Come preannunciato la scorsa settimana da Bloomberg News, il colosso danese delle energie rinnovabili Orsted noto soprattutto per i suoi parchi eolici marini ha comunicato che, a seguito del recente andamento negativo del mercato offshore statunitense, dovrà fare i conti con l’aumento dei costi del progetto Sunrise Wind e parallelamente è costretta a irrobustire la propria struttura patrimoniale.
VENTI DI TEMPESTA SULLE PALE EOLICHE DANESI
Si tratta solo dell’ultimo sintomo di una serie ormai sempre più lunga che testimonia la situazione di crisi che si trascina da tempo e che ha già comportato lo scorso anno un deciso dimagrimento dell’organico del Gruppo prima noto come Dong Energy.
Anche la recente cancellazione del progetto Hornsea 4 nel Regno Unito aveva ulteriormente allarmato gli azionisti contribuendo alla definizione di un quadro sempre più fosco.
Allargando lo zoom è possibile osservare come il valore di mercato di Orsted sia letteralmente crollato rispetto ai massimi raggiunti tra la fine del 2020 e l’anno successivo a causa dell’aumento dei costi e delle interruzioni nella catena di approvvigionamento.

ADESSO E’ TUTTA COLPA DI TRUMP?
Ma a pesare adesso sui conti della società con quartier generale nella città scandinava di Fredericia la ben nota avversione del presidente statunitense Donald Trump al settore delle rinnovabili e, in particolar modo, all’eolico offshore volta a favorire gli investimenti nelle compagnie petrolifere.
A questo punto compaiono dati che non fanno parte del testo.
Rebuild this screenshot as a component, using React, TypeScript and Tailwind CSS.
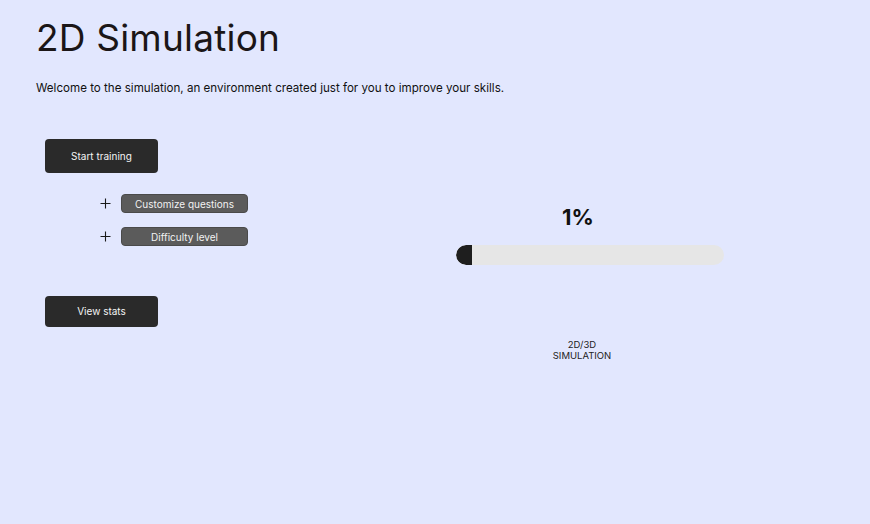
import React from 'react';

const font = { fontFamily: 'Inter, "Noto Sans", sans-serif' };

const ProgressBar = ({ value }: { value: number }) => (
  <div className="w-[268px] h-[20px] rounded-full bg-[#e6e6e6] overflow-hidden flex">
    <div className="h-full bg-[#1e1e1e] rounded-l-full" style={{ width: `${Math.max(value * 1.6, 16)}px` }} />
  </div>
);

const PlusIcon = () => (
  <svg width="11" height="11" viewBox="0 0 11 11" className="text-[#1a1a1a]">
    <path d="M5.5 0.5v10M0.5 5.5h10" stroke="currentColor" strokeWidth="1.1" fill="none" />
  </svg>
);

const OptionRow = ({ label }: { label: string }) => (
  <div className="flex items-center">
    <div className="w-[21px] flex justify-start">
      <PlusIcon />
    </div>
    <button className="w-[127px] h-[19px] rounded-[4px] bg-[#5b5b5b] border border-[#4a4a4a] text-[10px] text-[#f2f2f2] leading-none">
      {label}
    </button>
  </div>
);

export default function App() {
  return (
    <div className="w-full min-h-screen bg-[#e2e7fe] text-[#1b1617]" style={font}>
      <div className="pl-[36px] pt-[14px]">
        <h1 className="text-[37px] leading-[48px] font-normal tracking-[0.2px]">2D Simulation</h1>
        <p className="mt-[18px] text-[11.6px] leading-[16px] text-[#111]">
          Welcome to the simulation, an environment created just for you to improve your skills.
        </p>
      </div>

      <div className="flex mt-[43px]">
        <div className="pl-[45px] w-[300px] flex flex-col">
          <button className="w-[113px] h-[34px] rounded-[4px] bg-[#2a2a2a] text-[#f4f4f4] text-[10px]">
            Start training
          </button>
          <div className="pl-[55px] mt-[21px] flex flex-col gap-[14px]">
            <OptionRow label="Customize questions" />
            <OptionRow label="Difficulty level" />
          </div>
          <button className="mt-[50px] w-[113px] h-[31px] rounded-[4px] bg-[#2a2a2a] text-[#f4f4f4] text-[10px]">
            View stats
          </button>
        </div>

        <div className="ml-[156px] flex flex-col">
          <div className="mt-[64px] w-[244px] text-center text-[22px] font-bold leading-[28px] text-[#111]">1%</div>
          <div className="mt-[14px]">
            <ProgressBar value={1} />
          </div>
          <div className="mt-[74px] w-[252px] text-center text-[9.5px] leading-[11px] text-[#222] uppercase">
            2D/3D
            <br />
            Simulation
          </div>
        </div>
      </div>
    </div>
  );
}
L’azienda del Vecchio continente che opera anche nel solare è particolarmente attiva negli Stati Uniti – dal Texas, al Midwest e lungo la costa orientale del Nord America – risultando perciò altrettanto esposta ai cambiamenti d’umore della Casa Bianca.
L’AUMENTO DI CAPITALE DI ORSTED
Per questo, il CdA guidato dal nuovo amministratore delegato Rasmus Errboe, diventato Ceo di Orsted solo lo scorso gennaio proprio col compito di snellirne l’assetto così da renderlo meno esposto alle bordate di un mercato in forte cambiamento, ha preso la difficile decisione di interrompere il processo di cessione parziale di Sunrise Wind e pianificare un’emissione di capitale da oltre 8 miliardi di euro.
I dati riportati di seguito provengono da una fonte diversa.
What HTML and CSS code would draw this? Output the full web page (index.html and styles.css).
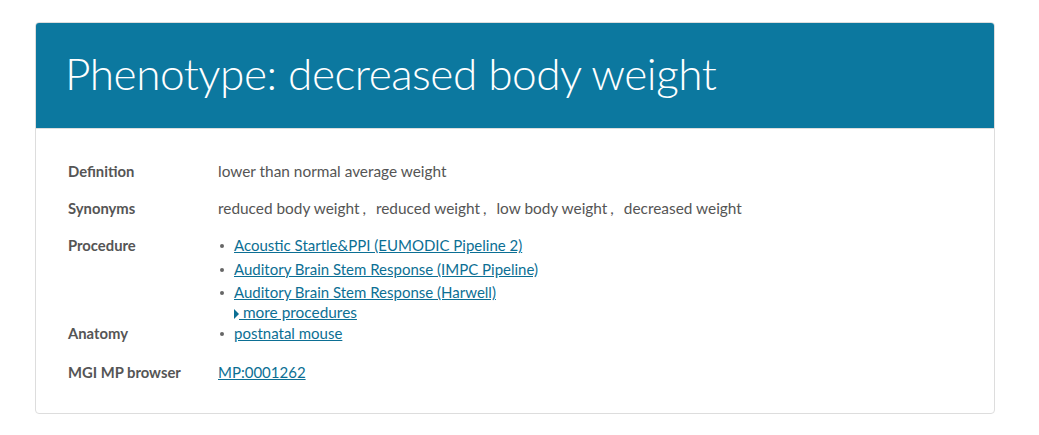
FILE: index.html
```html
<!DOCTYPE html>
<html>
<head>
<meta charset="utf-8">
<link rel="stylesheet" href="styles.css">
</head>
<body>
<div class="page">
  <section class="panel">
    <header class="panel-head">
      <h1 class="title">Phenotype: decreased body weight</h1>
    </header>
    <div class="panel-body">
      <dl class="details">
        <dt class="label row-def">Definition</dt>
        <dd class="value row-def">lower than normal average weight</dd>

        <dt class="label row-syn">Synonyms</dt>
        <dd class="value row-syn">reduced body weight<span class="sep">,</span>reduced weight<span class="sep">,</span>low body weight<span class="sep">,</span>decreased weight</dd>

        <dt class="label row-proc">Procedure</dt>
        <dd class="value row-proc">
          <ul class="bullets">
            <li><a href="#">Acoustic Startle&amp;PPI (EUMODIC Pipeline 2)</a></li>
            <li><a href="#">Auditory Brain Stem Response (IMPC Pipeline)</a></li>
            <li><a href="#">Auditory Brain Stem Response (Harwell)</a></li>
          </ul>
          <a href="#" class="more"><span class="caret"></span> more procedures</a>
        </dd>

        <dt class="label row-anat">Anatomy</dt>
        <dd class="value row-anat">
          <ul class="bullets">
            <li><a href="#">postnatal mouse</a></li>
          </ul>
        </dd>

        <dt class="label row-mgi">MGI MP browser</dt>
        <dd class="value row-mgi"><a href="#">MP:0001262</a></dd>
      </dl>
    </div>
  </section>
</div>
</body>
</html>
```
FILE: styles.css
```css
html, body {
  margin: 0;
  padding: 0;
  background: #ffffff;
}
body {
  font-family: Lato, "Open Sans", "Liberation Sans", sans-serif;
  color: #555555;
  font-size: 15.4px;
}
.page {
  padding: 22px 44px 0 35px;
}
.panel {
  width: 958px;
  border: 1px solid #dddddd;
  border-radius: 4px;
  overflow: hidden;
}
.panel-head {
  background: #0c789f;
  height: 105px;
  padding: 0 29px;
  display: flex;
  align-items: center;
}
.title {
  margin: 0;
  font-weight: 300;
  font-size: 44.2px;
  color: #ffffff;
  letter-spacing: -0.5px;
  line-height: 1;
  padding-bottom: 4px;
}
.panel-body {
  border-top: 1px solid #dddddd;
  padding: 32px 32px 31px 32px;
}
.details {
  margin: 0;
  display: grid;
  grid-template-columns: 150px 1fr;
  line-height: 20px;
}
.label {
  font-weight: bold;
  font-size: 14.8px;
  color: #555555;
  margin: 0;
}
.value {
  margin: 0;
}
.row-def, .row-syn {
  margin-bottom: 17px;
}
.row-proc {
  margin-bottom: 1px;
}
.row-anat {
  margin-bottom: 19px;
}
.sep {
  margin: 0 10px 0 3px;
}
.bullets {
  margin: 0;
  padding: 0 0 0 16px;
  list-style: none;
}
.bullets li {
  position: relative;
  line-height: 20px;
  margin-bottom: 3.5px;
}
.bullets li:last-child {
  margin-bottom: 0;
}
.bullets li::before {
  content: "";
  position: absolute;
  left: -14px;
  top: 9px;
  width: 4px;
  height: 4px;
  border-radius: 50%;
  background: #666666;
}
a {
  color: #0c6f94;
  text-decoration: underline;
  font-size: 15px;
}
.more {
  display: inline-block;
  margin-left: 16px;
  line-height: 20px;
  font-size: 15.4px;
}
.caret {
  display: inline-block;
  width: 0;
  height: 0;
  border-top: 5px solid transparent;
  border-bottom: 5px solid transparent;
  border-left: 5px solid #0c6f94;
  vertical-align: -1px;
}
```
Nel dettaglio, questa operazione finalizzata a portare nelle casse del Gruppo 60 miliardi di corone danesi garantirà agli azionisti pregressi un diritto di opzione per sottoscrivere la rispettiva quota proporzionale dell’aumento di capitale, in modo da consentire loro di mantenere la stessa proprietà relativa.
Di questi 60 miliardi, 40 miliardi finanzieranno il progetto statunitense dopo che la pianificata cessione parziale e altri modi di finanziamento alternativi non si sono più concretizzati. Negativa la reazione degli azionisti col titolo che, nella mattinata di lunedì, è arrivato a perdere anche oltre i 27 punti percentuali.
COPENAGHEN A BORDO
Lo Stato danese sottoscriverà la propria quota proporzionale del 50,1% dell’aumento di capitale. Tutte le azioni non sottoscritte dagli azionisti esistenti esercitando il loro diritto di prelazione o da altri investitori idonei saranno invece sottoscritte da Morgan Stanley per garantire il completamento dell’operazione.
Finora, a dispetto di questi interventi straordinari, l’azienda ha comunque mantenuto invariata la propria previsione per il 2025 (Ebitda tra 25 e 28 miliardi di corone), escludendo nuove partnership. La pubblicazione dei risultati semestrali è prevista per il prossimo 13 agosto.